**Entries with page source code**
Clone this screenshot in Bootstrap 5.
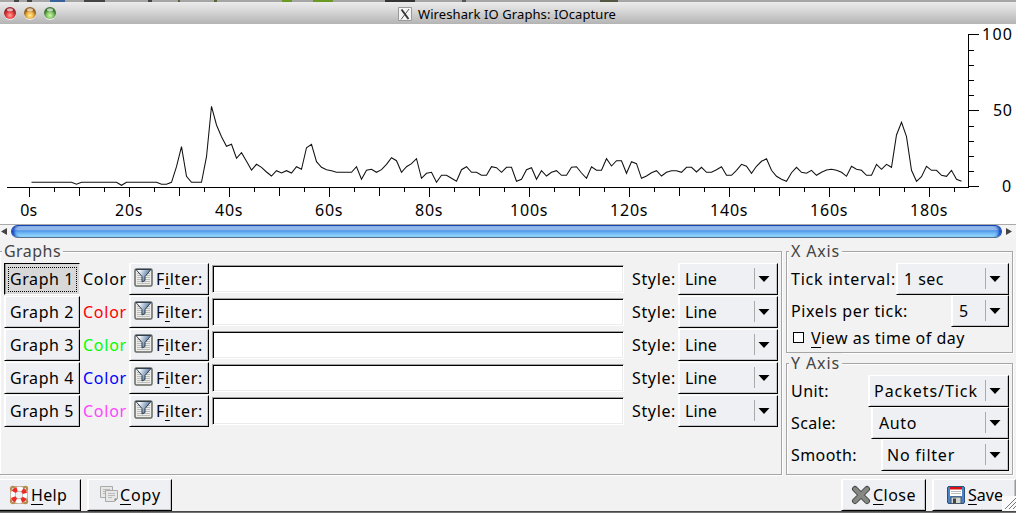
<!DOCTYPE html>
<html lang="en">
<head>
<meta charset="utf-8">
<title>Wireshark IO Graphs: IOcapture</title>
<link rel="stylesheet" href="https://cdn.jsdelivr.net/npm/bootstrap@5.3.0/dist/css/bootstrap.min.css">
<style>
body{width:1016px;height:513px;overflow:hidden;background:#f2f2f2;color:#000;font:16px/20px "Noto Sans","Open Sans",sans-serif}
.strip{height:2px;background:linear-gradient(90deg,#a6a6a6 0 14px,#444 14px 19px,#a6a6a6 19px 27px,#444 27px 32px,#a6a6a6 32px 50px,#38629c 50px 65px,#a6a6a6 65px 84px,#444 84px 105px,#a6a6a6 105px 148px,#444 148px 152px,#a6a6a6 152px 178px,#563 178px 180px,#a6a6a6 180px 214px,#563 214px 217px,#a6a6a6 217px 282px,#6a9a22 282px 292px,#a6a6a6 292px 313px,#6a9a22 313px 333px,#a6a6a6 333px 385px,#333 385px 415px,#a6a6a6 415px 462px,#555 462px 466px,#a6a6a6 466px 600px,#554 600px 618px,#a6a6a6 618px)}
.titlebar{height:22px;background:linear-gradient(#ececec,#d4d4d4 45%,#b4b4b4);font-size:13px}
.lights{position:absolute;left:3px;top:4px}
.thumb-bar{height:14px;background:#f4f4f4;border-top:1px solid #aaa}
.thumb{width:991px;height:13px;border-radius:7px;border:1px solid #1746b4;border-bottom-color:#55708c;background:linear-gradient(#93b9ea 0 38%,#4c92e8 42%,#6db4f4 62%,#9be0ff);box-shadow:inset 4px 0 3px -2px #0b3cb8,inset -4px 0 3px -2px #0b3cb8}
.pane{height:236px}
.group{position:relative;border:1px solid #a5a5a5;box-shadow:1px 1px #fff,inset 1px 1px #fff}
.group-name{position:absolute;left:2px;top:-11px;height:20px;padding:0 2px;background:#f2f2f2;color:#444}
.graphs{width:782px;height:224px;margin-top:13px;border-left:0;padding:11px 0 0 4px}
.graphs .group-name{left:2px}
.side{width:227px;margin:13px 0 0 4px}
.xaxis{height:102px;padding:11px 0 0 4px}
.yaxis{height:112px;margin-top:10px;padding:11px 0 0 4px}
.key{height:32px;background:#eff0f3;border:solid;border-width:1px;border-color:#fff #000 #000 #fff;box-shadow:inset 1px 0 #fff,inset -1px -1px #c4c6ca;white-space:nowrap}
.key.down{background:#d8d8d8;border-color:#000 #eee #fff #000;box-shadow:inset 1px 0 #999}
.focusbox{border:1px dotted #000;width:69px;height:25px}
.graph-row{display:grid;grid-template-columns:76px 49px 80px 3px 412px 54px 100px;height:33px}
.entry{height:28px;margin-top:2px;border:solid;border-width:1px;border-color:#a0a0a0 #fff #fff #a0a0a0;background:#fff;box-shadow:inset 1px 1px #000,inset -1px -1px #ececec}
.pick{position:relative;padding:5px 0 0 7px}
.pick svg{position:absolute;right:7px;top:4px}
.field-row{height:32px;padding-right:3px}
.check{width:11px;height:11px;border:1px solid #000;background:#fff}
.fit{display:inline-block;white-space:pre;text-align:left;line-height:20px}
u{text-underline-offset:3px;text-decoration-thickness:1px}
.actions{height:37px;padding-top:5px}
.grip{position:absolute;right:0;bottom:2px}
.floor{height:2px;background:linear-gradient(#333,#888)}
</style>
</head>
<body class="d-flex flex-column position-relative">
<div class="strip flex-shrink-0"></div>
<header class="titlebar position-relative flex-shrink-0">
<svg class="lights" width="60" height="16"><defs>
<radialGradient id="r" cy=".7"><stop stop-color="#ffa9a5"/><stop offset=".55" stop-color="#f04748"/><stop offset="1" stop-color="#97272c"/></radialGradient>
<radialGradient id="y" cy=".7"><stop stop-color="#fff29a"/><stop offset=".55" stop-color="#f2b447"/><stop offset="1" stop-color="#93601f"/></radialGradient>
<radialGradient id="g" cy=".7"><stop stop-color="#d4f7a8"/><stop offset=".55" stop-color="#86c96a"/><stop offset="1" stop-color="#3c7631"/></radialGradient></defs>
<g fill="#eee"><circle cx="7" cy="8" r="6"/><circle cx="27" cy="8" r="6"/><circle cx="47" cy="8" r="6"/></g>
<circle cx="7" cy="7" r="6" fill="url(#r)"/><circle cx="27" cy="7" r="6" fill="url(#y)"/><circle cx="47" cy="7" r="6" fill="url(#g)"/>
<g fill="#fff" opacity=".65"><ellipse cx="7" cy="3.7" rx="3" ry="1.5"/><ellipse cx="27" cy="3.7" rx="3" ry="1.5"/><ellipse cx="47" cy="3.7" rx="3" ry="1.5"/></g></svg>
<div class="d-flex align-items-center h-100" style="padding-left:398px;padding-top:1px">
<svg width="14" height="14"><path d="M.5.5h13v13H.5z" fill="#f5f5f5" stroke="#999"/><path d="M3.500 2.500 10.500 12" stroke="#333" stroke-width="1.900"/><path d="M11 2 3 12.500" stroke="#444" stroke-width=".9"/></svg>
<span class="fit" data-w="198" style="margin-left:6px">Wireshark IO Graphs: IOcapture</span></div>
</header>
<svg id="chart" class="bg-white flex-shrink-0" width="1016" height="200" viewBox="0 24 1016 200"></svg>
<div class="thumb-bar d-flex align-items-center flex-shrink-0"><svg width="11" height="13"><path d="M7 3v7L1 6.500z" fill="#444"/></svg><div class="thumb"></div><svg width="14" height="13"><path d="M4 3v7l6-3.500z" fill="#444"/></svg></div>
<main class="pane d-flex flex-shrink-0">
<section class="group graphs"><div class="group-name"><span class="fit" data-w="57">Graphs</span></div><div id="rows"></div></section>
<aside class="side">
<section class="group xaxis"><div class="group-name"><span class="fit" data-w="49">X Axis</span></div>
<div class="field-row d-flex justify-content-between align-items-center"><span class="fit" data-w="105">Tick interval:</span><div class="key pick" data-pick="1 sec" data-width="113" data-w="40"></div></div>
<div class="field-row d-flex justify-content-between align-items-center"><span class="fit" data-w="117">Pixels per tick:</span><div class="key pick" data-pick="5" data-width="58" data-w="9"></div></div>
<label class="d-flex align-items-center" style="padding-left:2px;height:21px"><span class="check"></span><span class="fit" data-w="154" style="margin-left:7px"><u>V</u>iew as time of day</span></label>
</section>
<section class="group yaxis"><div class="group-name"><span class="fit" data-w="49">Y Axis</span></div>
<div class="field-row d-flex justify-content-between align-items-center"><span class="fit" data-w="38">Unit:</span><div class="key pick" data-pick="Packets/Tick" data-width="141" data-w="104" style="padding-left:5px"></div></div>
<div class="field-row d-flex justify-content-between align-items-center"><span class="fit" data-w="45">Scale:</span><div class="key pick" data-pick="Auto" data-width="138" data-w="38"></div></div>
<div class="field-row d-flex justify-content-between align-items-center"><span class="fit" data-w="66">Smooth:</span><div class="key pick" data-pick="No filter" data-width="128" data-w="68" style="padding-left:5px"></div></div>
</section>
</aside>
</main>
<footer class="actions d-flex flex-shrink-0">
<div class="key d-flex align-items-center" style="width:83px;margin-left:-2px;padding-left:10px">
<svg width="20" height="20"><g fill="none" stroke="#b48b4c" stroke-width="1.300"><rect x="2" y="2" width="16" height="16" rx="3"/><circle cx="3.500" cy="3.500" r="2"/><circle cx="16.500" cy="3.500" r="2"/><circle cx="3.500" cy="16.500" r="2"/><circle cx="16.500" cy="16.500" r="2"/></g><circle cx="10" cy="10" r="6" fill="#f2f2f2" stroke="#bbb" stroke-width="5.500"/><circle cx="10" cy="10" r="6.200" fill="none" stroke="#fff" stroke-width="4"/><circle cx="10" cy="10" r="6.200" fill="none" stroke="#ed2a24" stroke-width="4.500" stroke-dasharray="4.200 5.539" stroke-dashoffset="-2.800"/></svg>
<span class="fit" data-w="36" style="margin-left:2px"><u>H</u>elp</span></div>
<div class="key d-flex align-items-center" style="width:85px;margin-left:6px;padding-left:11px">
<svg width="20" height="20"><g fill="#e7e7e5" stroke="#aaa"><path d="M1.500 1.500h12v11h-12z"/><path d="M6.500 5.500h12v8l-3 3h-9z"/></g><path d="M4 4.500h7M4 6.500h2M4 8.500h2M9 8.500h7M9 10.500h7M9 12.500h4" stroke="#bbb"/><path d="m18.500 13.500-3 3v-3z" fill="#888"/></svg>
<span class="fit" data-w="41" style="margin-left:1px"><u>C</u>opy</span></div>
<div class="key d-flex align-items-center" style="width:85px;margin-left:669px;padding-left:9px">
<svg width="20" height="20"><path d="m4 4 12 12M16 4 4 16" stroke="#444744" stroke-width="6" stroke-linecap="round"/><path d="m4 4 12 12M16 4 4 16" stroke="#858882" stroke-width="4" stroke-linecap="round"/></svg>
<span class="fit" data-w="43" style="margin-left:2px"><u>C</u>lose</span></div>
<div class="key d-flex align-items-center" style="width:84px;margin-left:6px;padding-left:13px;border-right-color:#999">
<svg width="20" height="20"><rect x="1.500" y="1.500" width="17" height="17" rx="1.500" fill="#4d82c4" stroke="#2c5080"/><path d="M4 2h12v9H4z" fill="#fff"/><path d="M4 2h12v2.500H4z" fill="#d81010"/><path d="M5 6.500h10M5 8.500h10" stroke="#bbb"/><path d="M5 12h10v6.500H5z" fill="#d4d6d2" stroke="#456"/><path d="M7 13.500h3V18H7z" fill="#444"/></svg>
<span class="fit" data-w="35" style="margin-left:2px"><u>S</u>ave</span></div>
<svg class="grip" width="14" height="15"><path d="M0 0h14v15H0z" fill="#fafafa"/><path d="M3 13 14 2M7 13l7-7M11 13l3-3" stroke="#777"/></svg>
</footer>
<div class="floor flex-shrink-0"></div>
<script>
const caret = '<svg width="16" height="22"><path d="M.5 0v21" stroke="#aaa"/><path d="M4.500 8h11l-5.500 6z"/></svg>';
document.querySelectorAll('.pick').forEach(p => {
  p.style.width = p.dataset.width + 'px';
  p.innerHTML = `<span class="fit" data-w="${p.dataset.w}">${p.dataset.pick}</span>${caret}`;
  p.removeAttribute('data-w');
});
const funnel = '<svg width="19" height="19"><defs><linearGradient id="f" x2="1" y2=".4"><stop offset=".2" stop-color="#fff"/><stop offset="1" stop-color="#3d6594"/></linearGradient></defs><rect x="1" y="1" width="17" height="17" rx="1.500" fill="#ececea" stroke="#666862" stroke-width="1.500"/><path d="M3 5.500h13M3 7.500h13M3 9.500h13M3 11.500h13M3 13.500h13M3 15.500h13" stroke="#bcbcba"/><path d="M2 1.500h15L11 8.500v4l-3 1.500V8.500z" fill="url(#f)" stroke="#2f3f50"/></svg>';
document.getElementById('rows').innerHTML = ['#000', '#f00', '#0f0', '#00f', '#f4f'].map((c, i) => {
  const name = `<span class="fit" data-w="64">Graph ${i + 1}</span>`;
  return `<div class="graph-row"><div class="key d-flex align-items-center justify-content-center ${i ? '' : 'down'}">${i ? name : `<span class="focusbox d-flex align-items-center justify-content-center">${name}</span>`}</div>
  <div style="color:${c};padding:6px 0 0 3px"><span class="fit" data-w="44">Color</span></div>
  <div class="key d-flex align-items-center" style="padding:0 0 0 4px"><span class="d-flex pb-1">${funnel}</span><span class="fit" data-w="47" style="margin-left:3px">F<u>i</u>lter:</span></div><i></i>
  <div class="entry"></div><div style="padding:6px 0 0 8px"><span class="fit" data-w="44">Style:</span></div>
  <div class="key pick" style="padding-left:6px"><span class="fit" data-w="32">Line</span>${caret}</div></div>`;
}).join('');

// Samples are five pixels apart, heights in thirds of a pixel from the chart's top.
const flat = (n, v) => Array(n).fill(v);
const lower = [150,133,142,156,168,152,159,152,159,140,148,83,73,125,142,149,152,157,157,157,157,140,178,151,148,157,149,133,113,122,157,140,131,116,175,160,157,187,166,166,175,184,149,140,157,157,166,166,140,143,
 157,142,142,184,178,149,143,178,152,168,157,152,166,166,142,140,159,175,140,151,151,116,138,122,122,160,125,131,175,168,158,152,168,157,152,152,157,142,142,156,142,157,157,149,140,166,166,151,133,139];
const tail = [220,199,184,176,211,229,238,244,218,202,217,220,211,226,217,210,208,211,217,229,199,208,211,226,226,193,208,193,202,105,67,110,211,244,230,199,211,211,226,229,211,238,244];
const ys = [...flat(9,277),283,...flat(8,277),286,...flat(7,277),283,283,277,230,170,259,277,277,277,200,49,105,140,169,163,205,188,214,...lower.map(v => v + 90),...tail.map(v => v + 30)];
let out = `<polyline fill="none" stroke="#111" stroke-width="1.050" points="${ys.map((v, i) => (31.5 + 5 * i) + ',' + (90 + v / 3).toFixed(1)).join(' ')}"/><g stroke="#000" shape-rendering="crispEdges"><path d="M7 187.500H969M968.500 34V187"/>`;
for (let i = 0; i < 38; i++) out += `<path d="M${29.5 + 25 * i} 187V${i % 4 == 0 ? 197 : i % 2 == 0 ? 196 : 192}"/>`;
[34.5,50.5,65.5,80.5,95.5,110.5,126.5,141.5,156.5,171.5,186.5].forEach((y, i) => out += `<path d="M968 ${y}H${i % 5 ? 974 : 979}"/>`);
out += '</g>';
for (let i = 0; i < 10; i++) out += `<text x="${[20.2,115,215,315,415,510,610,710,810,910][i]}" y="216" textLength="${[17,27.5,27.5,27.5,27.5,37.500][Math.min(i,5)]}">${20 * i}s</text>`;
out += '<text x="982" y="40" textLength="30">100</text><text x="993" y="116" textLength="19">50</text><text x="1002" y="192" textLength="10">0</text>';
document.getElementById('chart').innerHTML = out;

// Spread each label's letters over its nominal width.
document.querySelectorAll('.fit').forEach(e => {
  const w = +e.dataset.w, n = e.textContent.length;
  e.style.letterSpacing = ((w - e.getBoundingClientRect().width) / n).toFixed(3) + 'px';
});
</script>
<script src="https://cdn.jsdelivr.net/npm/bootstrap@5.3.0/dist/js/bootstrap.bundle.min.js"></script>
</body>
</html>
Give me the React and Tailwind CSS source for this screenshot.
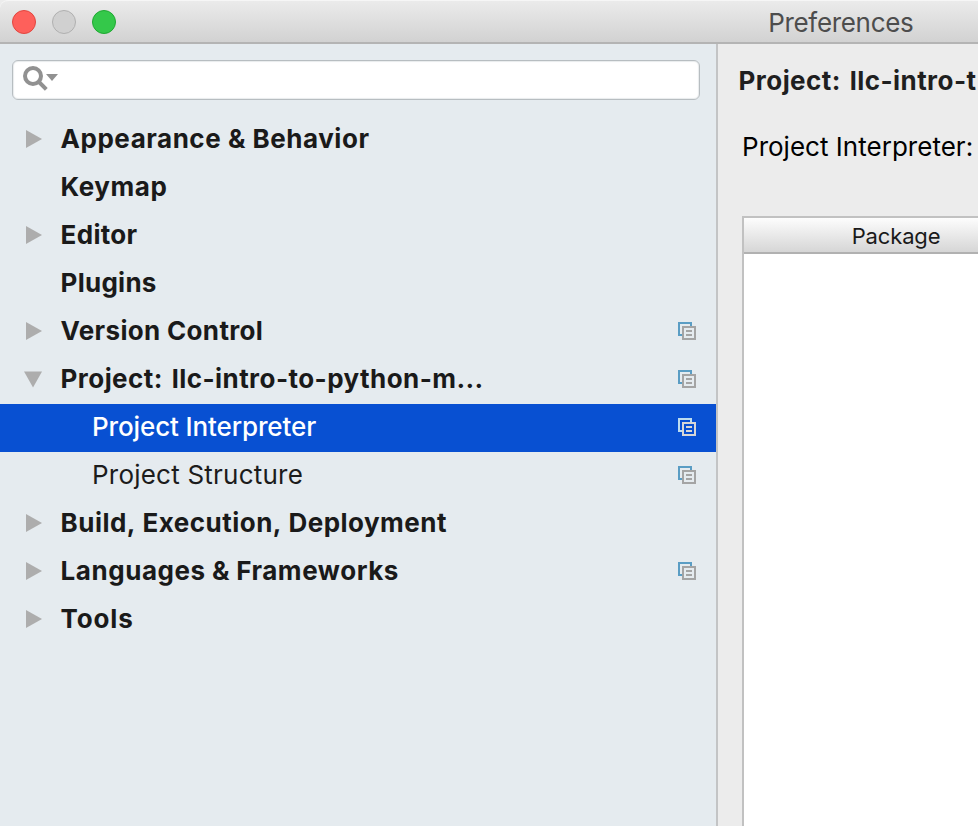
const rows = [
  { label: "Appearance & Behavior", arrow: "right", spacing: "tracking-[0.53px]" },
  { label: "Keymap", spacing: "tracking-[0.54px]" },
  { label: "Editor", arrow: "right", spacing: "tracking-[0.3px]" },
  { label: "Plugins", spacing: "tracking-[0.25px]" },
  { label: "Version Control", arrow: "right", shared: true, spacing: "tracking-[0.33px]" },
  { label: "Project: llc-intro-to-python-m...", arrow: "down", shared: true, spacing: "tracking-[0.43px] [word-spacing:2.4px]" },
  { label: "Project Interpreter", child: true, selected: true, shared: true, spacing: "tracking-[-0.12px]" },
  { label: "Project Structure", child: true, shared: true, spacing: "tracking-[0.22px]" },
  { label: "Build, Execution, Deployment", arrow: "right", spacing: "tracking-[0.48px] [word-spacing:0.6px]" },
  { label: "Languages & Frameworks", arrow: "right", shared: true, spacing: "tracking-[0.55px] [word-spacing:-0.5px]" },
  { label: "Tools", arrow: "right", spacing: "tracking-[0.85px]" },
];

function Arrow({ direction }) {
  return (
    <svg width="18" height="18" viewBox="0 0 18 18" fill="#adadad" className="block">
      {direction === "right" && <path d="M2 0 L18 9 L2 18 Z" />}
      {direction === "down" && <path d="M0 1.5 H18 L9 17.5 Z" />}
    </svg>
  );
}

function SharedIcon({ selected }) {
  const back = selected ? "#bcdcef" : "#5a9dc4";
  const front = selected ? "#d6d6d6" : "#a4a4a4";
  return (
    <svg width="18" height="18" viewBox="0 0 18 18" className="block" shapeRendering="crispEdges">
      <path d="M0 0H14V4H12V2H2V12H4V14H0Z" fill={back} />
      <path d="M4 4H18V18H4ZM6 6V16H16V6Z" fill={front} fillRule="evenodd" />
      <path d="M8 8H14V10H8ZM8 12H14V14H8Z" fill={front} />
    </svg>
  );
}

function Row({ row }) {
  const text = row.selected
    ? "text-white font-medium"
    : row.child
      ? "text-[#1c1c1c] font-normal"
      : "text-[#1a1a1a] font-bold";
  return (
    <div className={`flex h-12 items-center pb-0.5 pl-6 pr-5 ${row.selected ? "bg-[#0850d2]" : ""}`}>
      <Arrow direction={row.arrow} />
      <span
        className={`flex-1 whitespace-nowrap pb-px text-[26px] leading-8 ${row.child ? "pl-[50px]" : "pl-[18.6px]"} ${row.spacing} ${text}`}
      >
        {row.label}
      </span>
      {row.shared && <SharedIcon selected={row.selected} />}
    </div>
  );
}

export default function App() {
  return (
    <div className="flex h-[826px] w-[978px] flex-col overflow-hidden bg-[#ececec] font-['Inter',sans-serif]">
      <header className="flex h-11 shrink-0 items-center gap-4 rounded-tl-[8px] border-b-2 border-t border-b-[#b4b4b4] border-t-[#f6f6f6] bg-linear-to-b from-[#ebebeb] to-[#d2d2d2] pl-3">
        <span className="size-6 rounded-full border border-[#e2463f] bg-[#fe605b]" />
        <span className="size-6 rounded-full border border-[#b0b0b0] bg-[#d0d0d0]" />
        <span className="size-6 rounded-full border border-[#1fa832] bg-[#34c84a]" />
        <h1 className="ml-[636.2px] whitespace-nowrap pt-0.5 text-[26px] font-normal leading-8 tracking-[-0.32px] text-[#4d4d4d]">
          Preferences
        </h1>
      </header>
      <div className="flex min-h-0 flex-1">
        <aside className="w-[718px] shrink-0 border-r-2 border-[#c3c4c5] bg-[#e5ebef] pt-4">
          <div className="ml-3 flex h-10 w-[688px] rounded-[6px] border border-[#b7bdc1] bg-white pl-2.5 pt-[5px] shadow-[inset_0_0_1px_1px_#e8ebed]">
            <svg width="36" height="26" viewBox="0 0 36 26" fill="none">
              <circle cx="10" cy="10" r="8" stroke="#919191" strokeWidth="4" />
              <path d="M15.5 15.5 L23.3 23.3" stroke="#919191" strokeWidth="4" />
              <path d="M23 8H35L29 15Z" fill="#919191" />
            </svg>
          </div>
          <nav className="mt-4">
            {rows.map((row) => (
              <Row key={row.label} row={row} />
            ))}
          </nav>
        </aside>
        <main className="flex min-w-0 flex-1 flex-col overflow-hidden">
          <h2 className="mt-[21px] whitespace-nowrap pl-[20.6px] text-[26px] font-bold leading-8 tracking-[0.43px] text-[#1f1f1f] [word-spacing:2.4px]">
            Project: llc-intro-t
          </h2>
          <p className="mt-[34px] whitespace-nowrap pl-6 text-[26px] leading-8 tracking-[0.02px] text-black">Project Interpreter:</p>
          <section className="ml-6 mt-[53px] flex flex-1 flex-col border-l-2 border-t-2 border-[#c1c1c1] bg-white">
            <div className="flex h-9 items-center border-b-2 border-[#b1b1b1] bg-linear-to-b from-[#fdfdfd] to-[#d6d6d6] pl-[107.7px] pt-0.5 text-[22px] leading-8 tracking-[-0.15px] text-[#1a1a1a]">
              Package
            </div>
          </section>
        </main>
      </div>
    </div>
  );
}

**WRITTEN PROBLEM**
Indicate how many lines of the material include the word "screenshot"; the number alone is required.

**EXERCISE SOLUTION**
2